Given everything asked of them, a NASCAR driver’s obligation goes far beyond performing well on the track. When they need to meet with sponsors and make appearances during the week, there is no time to go home.
NASCAR teams travel between races in a couple of different ways. The driver typically uses a personal jet. Part of the team will travel in a team hauler, or a semi-truck, to transport the car and backup car. The pit crew will often fly in private planes supplied by the team owner.
NASCAR drivers mainly use personal jets to travel between events, but they often don’t take their teams with them. A NASCAR team comprises an owner, builders, pit crew members, a team manager, and a crew chief, among others. NASCAR teams must also shuttle the most important team member to and from the track: the car – and often its backup car. Without the car, they are not racing that weekend.
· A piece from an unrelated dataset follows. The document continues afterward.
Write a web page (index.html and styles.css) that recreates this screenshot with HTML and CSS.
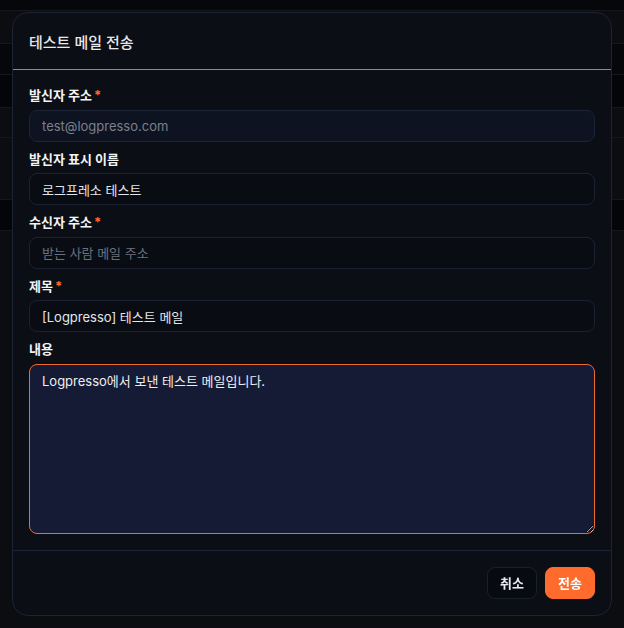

NASCAR teams load either one or two cars into a hauler. If you ever see a semi-truck on the highway, think of a NASCAR hauler in the same boat, except the team’s sponsors distinguish the truck. Inside the hauler, you will find a sleeper cab, office space, two decks with multiple car bays, and a parts garage used to store necessary parts if the car(s) need adjustments.
For the one driving the hauler, they do not have the luxury of taking a private plane to the track. The driver may be a member of the team, most likely a builder, who will haul the car to the next track. However, many teams have employed individuals specifically to drive the haulers.
Pit crews often fly in private planes that the team owner supplies. The owner will also take a private plane to the track. Unlike the driver, the pit crews and other members of the team will stay at a team hotel, where the hauler will meet with them after they pull in at the track.
NASCAR drivers travel between races by flying to maximize their work-life balance. Drivers typically live on the road for at least 108 days out of the year, where they stay in a luxurious motorhome. Drivers may choose to go home between races if the event is close enough to do so.